Gas: Leere Speicher, aber entspannter Markt
Geopolitische Risiken beeinflussen auch den Gasmarkt. 2022 geriet Europa in eine Energiekrise, weil Russland seine Pipeline-Lieferungen drastisch reduzierte, um Europas Unterstützung für die Ukraine zu untergraben. Ab 2027 will die EU nun vollständig unabhängig von russischem Erdgas werden. Darüber hat das EU-Parlament im Dezember abgestimmt. Noch ist Europa von russischen Gaslieferungen abhängig. Daten der Brüsseler Beratungsgesellschaft Bruegel zufolge machte russisches Gas im dritten Quartal rund zehn Prozent aller Gasimporte in die EU aus.
Dass die Stimmung am europäischen Gasmarkt dennoch relativ entspannt ist, liegt auch daran, dass die EU einen Großteil der russischen Lieferungen mit Flüssiggas-Importen, vor allem aus den USA, ersetzen konnte. Seit 2022 sind LNG-Lieferungen nach Europa um fast zwei Drittel gestiegen, schreibt die Preisberichtsagentur Argus Media. Allerdings müsste Europa mit Asien um die verfügbaren LNG-Mengen konkurrieren, daher könnten die Preise stark schwanken.
Gegen solche Angebotsrisiken kann sich die EU eigentlich mithilfe von Gasspeichern absichern. Doch die Speicherstände sind in diesem Jahr niedriger als noch im Vorjahr.

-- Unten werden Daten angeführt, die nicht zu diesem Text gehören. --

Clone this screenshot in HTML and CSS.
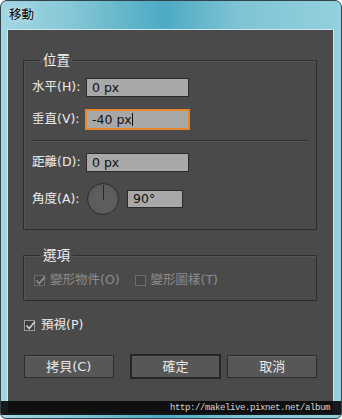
FILE: index.html
```html
<!DOCTYPE html>
<html>
<head>
  <meta charset="utf-8">
  <title>移動</title>
  <link rel="stylesheet" href="styles.css">
</head>
<body>
  <div class="window">
    <div class="titlebar">移動</div>

    <div class="client">

      <fieldset class="group group-position">
        <legend>位置</legend>
        <div class="row">
          <label class="label">水平(H):</label>
          <div class="field">0 px</div>
        </div>
        <div class="row row-gap">
          <label class="label">垂直(V):</label>
          <div class="field focused">-40 px<span class="caret"></span></div>
        </div>
        <div class="sep"></div>
        <div class="row">
          <label class="label">距離(D):</label>
          <div class="field">0 px</div>
        </div>
        <div class="row row-dial">
          <label class="label">角度(A):</label>
          <div class="dial"><span class="needle"></span></div>
          <div class="field field-small">90°</div>
        </div>
      </fieldset>

      <fieldset class="group group-options">
        <legend>選項</legend>
        <div class="row row-checks">
          <span class="check disabled checked">
            <svg width="11" height="11" viewBox="0 0 11 11"><path d="M1.5 5.5 L4.2 8.5 L9.8 1.8" fill="none" stroke="#8e8e8e" stroke-width="1.8"/></svg>
          </span>
          <span class="check-text disabled">變形物件(O)</span>
          <span class="check disabled second"></span>
          <span class="check-text disabled">變形圖樣(T)</span>
        </div>
      </fieldset>

      <div class="preview">
        <span class="check checked">
          <svg width="11" height="11" viewBox="0 0 11 11"><path d="M1.5 5.5 L4.2 8.5 L9.8 1.8" fill="none" stroke="#d4d4d4" stroke-width="1.6"/></svg>
        </span>
        <span class="check-text">預視(P)</span>
      </div>

      <div class="buttons">
        <button class="btn">拷貝(C)</button>
        <button class="btn btn-default">確定</button>
        <button class="btn btn-cancel">取消</button>
      </div>

    </div>

    <div class="watermark">http://makelive.pixnet.net/album</div>
  </div>
</body>
</html>
```

FILE: styles.css
```css
html, body { margin: 0; padding: 0; background: #fff; }

body {
  font-family: "DejaVu Sans", "Noto Sans CJK TC", sans-serif;
  font-size: 12.5px;
  line-height: 16px;
}

.window {
  position: relative;
  width: 342px;
  height: 419px;
  box-sizing: border-box;
  border: 1px solid #31434b;
  border-radius: 7px 7px 6px 6px;
  background:
    linear-gradient(90deg, #a2d6e2 0%, #86c8d7 20%, #4caac3 48%, #7fc4d4 70%, #94d0dd 100%);
  overflow: hidden;
}

.titlebar {
  height: 28px;
  padding-left: 8px;
  line-height: 27px;
  font-size: 12.5px;
  color: #000;
  text-shadow: 0 0 6px rgba(255,255,255,0.9);
}

.client {
  margin-left: 6px;
  width: 327px;
  height: 384px;
  box-sizing: border-box;
  border: 1px solid #cfe7ee;
  border-bottom: none;
  background: #4a4a4a;
  padding: 22px 16px 0 15px;
}

/* groups */
.group {
  margin: 0;
  padding: 0 8px;
  border: 1px solid #2e2e2e;
  box-shadow: inset 1px 1px 0 #555;
  min-width: 0;
}
.group legend {
  margin-left: 8px;
  padding: 0 3px 0 3px;
  color: #f0f0f0;
  font-size: 13.5px;
  line-height: 16px;
}
.group-position { padding-top: 9px; padding-bottom: 14px; }
.group-options { margin-top: 17px; padding-top: 9px; padding-bottom: 12px; }

.row {
  display: flex;
  align-items: center;
  height: 20px;
}
.row-gap { margin-top: 12px; }
.row-dial { margin-top: 11px; height: 32px; }

.label {
  width: 54px;
  flex: none;
  color: #ececec;
  white-space: nowrap;
}

.field {
  width: 103px;
  height: 19px;
  box-sizing: border-box;
  border: 1px solid #2b2b2b;
  background: #a8a8a8;
  color: #111;
  padding-left: 5px;
  line-height: 17px;
}
.field.focused {
  border-color: #e8862a;
  box-shadow: 0 0 0 1px #e8862a;
}
.caret {
  display: inline-block;
  width: 1px;
  height: 13px;
  background: #111;
  vertical-align: -2px;
}
.field-small { width: 56px; margin-left: 8px; height: 18px; line-height: 16px; }

.sep {
  margin: 11px 0 11px;
  height: 1px;
  background: #2f2f2f;
  box-shadow: 0 1px 0 #555;
}

.dial {
  position: relative;
  width: 32px;
  height: 32px;
  box-sizing: border-box;
  margin-left: 1px;
  border-radius: 50%;
  border: 1px solid #2e2e2e;
  background: radial-gradient(circle at 50% 55%, #606060 0%, #5b5b5b 70%, #505050 100%);
}
.needle {
  position: absolute;
  left: 15px;
  top: 1px;
  width: 1px;
  height: 15px;
  background: #262626;
}

/* checkboxes */
.row-checks { height: 16px; }
.check {
  display: inline-block;
  width: 11px;
  height: 11px;
  box-sizing: border-box;
  border: 1px solid #9a9a9a;
  background: #3c3c3c;
  flex: none;
  position: relative;
}
.check svg { position: absolute; left: 0; top: -1px; }
.check.disabled { border-color: #6d6d6d; background: #474747; margin-left: 2px; }
.check.second { margin-left: 15px; }
.check-text { margin-left: 6px; color: #ececec; white-space: nowrap; }
.check-text.disabled { color: #8c8c8c; margin-left: 5px; }

.preview {
  display: flex;
  align-items: center;
  height: 16px;
  margin-top: 16px;
  padding-left: 1px;
}

/* buttons */
.buttons {
  display: flex;
  align-items: center;
  height: 25px;
  margin-top: 21px;
  padding-left: 1px;
}
.btn {
  width: 90px;
  height: 23px;
  box-sizing: border-box;
  margin: 0;
  padding: 0;
  border: 1px solid #2c2c2c;
  background: #575757;
  box-shadow: inset 0 1px 0 #636363;
  color: #e8e8e8;
  font-family: inherit;
  font-size: 13px;
  line-height: 16px;
}
.btn-default {
  width: 92px;
  height: 25px;
  margin-left: 16px;
  border: 2px solid #262626;
}
.btn-cancel { margin-left: 6px; }

/* watermark overlay */
.watermark {
  position: absolute;
  left: 0;
  right: 0;
  top: 400px;
  height: 14px;
  background: rgba(10,10,10,0.92);
  color: #d8d8d8;
  font-family: "Liberation Mono", monospace;
  font-size: 9px;
  letter-spacing: -0.4px;
  line-height: 14px;
  text-align: right;
  padding-right: 11px;
}
```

Sie lagen laut UBS zum 9. Dezember rund zehn Prozent unter dem Vorjahreswert und dem saisonalen Durchschnitt. Zum Ende des Winters rechnet die UBS mit einem Speicherstand von 29 Prozent – die Voraussetzung dafür sind aber normale Wetterbedingungen und keine ungewöhnlichen Kältewellen.
Dennoch rechnen Analysten für europäisches Gas eher mit schwächelnden Preisen. Die Bank of America sieht für 2026 einen Durchschnittspreis von 27 Euro pro MWh. Commerzbank-Analystin Thu Lan Nguyen prognostiziert für Ende 2026 einen Preis in Höhe von 32 US-Dollar pro MWh, da das teurere Flüssiggasangebot aus den USA deutlich ausgeweitet werden dürfte.